┏━━
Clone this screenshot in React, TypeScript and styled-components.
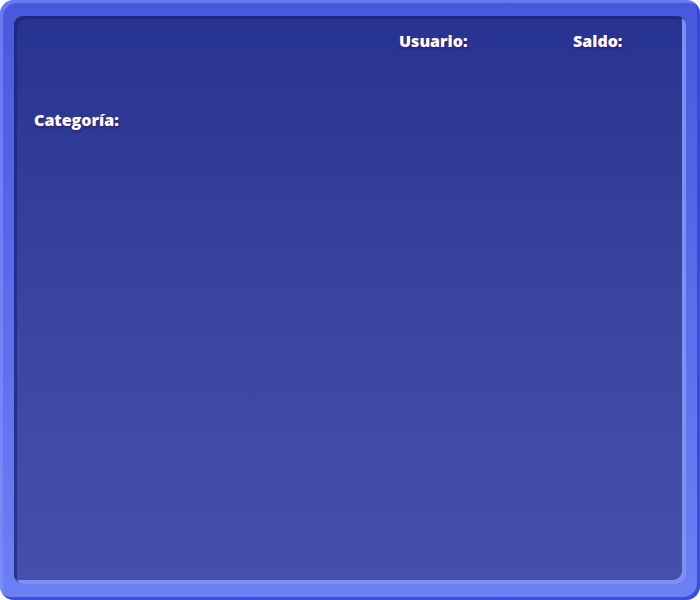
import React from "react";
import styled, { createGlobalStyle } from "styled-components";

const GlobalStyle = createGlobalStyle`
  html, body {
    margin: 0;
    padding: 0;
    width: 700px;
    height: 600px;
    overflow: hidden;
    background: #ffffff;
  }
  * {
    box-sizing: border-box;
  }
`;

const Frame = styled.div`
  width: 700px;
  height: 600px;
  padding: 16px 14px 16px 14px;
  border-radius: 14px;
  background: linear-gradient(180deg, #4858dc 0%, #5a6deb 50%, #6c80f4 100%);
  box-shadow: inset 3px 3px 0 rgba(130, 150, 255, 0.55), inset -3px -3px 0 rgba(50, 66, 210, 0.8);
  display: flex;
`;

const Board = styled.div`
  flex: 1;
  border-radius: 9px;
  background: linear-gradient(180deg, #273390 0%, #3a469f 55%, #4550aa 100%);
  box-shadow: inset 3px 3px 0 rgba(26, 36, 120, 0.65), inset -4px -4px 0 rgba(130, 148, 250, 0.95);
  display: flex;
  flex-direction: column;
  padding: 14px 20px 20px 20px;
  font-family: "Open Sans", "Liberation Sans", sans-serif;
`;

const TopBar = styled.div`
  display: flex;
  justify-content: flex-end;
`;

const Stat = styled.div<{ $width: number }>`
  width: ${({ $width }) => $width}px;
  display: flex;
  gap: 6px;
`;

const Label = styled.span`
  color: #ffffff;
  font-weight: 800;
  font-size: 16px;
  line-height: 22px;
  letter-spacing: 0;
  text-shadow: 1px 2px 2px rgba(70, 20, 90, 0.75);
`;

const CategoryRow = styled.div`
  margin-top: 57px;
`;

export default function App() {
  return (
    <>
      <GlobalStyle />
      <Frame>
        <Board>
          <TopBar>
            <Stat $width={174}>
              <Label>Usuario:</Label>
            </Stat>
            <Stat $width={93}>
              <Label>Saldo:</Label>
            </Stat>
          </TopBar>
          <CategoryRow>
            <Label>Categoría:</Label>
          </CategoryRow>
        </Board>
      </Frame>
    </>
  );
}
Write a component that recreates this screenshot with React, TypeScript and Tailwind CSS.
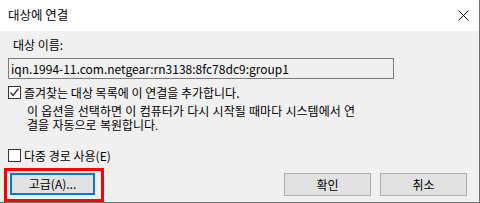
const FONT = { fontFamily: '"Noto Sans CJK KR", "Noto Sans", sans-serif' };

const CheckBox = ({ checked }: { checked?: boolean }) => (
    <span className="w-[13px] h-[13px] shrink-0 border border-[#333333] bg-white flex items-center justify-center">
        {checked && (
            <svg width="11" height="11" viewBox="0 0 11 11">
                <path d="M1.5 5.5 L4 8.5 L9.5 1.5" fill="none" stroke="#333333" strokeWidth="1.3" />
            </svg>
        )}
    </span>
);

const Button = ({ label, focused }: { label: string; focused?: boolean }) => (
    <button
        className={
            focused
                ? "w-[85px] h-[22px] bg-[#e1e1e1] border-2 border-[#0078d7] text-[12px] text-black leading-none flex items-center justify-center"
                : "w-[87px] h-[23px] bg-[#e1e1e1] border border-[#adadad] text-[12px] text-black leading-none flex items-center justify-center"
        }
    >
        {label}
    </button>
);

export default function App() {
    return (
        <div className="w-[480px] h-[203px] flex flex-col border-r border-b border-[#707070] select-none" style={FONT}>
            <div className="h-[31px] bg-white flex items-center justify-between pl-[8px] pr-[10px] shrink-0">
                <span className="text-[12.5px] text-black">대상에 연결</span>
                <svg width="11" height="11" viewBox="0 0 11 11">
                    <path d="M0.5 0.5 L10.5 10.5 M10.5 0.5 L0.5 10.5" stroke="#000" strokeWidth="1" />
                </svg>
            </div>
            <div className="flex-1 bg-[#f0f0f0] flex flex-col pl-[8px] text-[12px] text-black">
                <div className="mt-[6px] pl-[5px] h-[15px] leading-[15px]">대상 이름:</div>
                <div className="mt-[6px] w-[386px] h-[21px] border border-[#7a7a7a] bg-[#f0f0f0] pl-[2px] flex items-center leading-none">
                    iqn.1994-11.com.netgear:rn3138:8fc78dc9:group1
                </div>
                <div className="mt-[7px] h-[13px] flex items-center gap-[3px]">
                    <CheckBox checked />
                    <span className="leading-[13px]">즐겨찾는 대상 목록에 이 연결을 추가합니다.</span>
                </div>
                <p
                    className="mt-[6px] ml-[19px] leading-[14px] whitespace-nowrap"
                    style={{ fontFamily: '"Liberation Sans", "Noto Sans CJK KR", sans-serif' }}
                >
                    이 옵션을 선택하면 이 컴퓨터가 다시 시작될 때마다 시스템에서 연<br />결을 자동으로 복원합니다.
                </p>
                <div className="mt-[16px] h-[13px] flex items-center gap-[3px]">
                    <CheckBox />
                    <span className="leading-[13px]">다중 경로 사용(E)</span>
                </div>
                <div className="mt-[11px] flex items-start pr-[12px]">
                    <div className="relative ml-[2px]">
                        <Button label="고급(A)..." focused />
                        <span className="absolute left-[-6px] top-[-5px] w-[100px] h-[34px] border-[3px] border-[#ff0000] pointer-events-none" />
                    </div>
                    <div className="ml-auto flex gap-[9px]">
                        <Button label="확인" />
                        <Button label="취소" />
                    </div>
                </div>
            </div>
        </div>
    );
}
┗━━
- Problem to solve
Take the listing above and print it exactly, apart from the pictures.

- Solution for this problem
Clone this screenshot in React, TypeScript and styled-components.
import React from "react";
import styled, { createGlobalStyle } from "styled-components";

const GlobalStyle = createGlobalStyle`
  html, body {
    margin: 0;
    padding: 0;
    width: 700px;
    height: 600px;
    overflow: hidden;
    background: #ffffff;
  }
  * {
    box-sizing: border-box;
  }
`;

const Frame = styled.div`
  width: 700px;
  height: 600px;
  padding: 16px 14px 16px 14px;
  border-radius: 14px;
  background: linear-gradient(180deg, #4858dc 0%, #5a6deb 50%, #6c80f4 100%);
  box-shadow: inset 3px 3px 0 rgba(130, 150, 255, 0.55), inset -3px -3px 0 rgba(50, 66, 210, 0.8);
  display: flex;
`;

const Board = styled.div`
  flex: 1;
  border-radius: 9px;
  background: linear-gradient(180deg, #273390 0%, #3a469f 55%, #4550aa 100%);
  box-shadow: inset 3px 3px 0 rgba(26, 36, 120, 0.65), inset -4px -4px 0 rgba(130, 148, 250, 0.95);
  display: flex;
  flex-direction: column;
  padding: 14px 20px 20px 20px;
  font-family: "Open Sans", "Liberation Sans", sans-serif;
`;

const TopBar = styled.div`
  display: flex;
  justify-content: flex-end;
`;

const Stat = styled.div<{ $width: number }>`
  width: ${({ $width }) => $width}px;
  display: flex;
  gap: 6px;
`;

const Label = styled.span`
  color: #ffffff;
  font-weight: 800;
  font-size: 16px;
  line-height: 22px;
  letter-spacing: 0;
  text-shadow: 1px 2px 2px rgba(70, 20, 90, 0.75);
`;

const CategoryRow = styled.div`
  margin-top: 57px;
`;

export default function App() {
  return (
    <>
      <GlobalStyle />
      <Frame>
        <Board>
          <TopBar>
            <Stat $width={174}>
              <Label>Usuario:</Label>
            </Stat>
            <Stat $width={93}>
              <Label>Saldo:</Label>
            </Stat>
          </TopBar>
          <CategoryRow>
            <Label>Categoría:</Label>
          </CategoryRow>
        </Board>
      </Frame>
    </>
  );
}
Write a component that recreates this screenshot with React, TypeScript and Tailwind CSS.
const FONT = { fontFamily: '"Noto Sans CJK KR", "Noto Sans", sans-serif' };

const CheckBox = ({ checked }: { checked?: boolean }) => (
    <span className="w-[13px] h-[13px] shrink-0 border border-[#333333] bg-white flex items-center justify-center">
        {checked && (
            <svg width="11" height="11" viewBox="0 0 11 11">
                <path d="M1.5 5.5 L4 8.5 L9.5 1.5" fill="none" stroke="#333333" strokeWidth="1.3" />
            </svg>
        )}
    </span>
);

const Button = ({ label, focused }: { label: string; focused?: boolean }) => (
    <button
        className={
            focused
                ? "w-[85px] h-[22px] bg-[#e1e1e1] border-2 border-[#0078d7] text-[12px] text-black leading-none flex items-center justify-center"
                : "w-[87px] h-[23px] bg-[#e1e1e1] border border-[#adadad] text-[12px] text-black leading-none flex items-center justify-center"
        }
    >
        {label}
    </button>
);

export default function App() {
    return (
        <div className="w-[480px] h-[203px] flex flex-col border-r border-b border-[#707070] select-none" style={FONT}>
            <div className="h-[31px] bg-white flex items-center justify-between pl-[8px] pr-[10px] shrink-0">
                <span className="text-[12.5px] text-black">대상에 연결</span>
                <svg width="11" height="11" viewBox="0 0 11 11">
                    <path d="M0.5 0.5 L10.5 10.5 M10.5 0.5 L0.5 10.5" stroke="#000" strokeWidth="1" />
                </svg>
            </div>
            <div className="flex-1 bg-[#f0f0f0] flex flex-col pl-[8px] text-[12px] text-black">
                <div className="mt-[6px] pl-[5px] h-[15px] leading-[15px]">대상 이름:</div>
                <div className="mt-[6px] w-[386px] h-[21px] border border-[#7a7a7a] bg-[#f0f0f0] pl-[2px] flex items-center leading-none">
                    iqn.1994-11.com.netgear:rn3138:8fc78dc9:group1
                </div>
                <div className="mt-[7px] h-[13px] flex items-center gap-[3px]">
                    <CheckBox checked />
                    <span className="leading-[13px]">즐겨찾는 대상 목록에 이 연결을 추가합니다.</span>
                </div>
                <p
                    className="mt-[6px] ml-[19px] leading-[14px] whitespace-nowrap"
                    style={{ fontFamily: '"Liberation Sans", "Noto Sans CJK KR", sans-serif' }}
                >
                    이 옵션을 선택하면 이 컴퓨터가 다시 시작될 때마다 시스템에서 연<br />결을 자동으로 복원합니다.
                </p>
                <div className="mt-[16px] h-[13px] flex items-center gap-[3px]">
                    <CheckBox />
                    <span className="leading-[13px]">다중 경로 사용(E)</span>
                </div>
                <div className="mt-[11px] flex items-start pr-[12px]">
                    <div className="relative ml-[2px]">
                        <Button label="고급(A)..." focused />
                        <span className="absolute left-[-6px] top-[-5px] w-[100px] h-[34px] border-[3px] border-[#ff0000] pointer-events-none" />
                    </div>
                    <div className="ml-auto flex gap-[9px]">
                        <Button label="확인" />
                        <Button label="취소" />
                    </div>
                </div>
            </div>
        </div>
    );
}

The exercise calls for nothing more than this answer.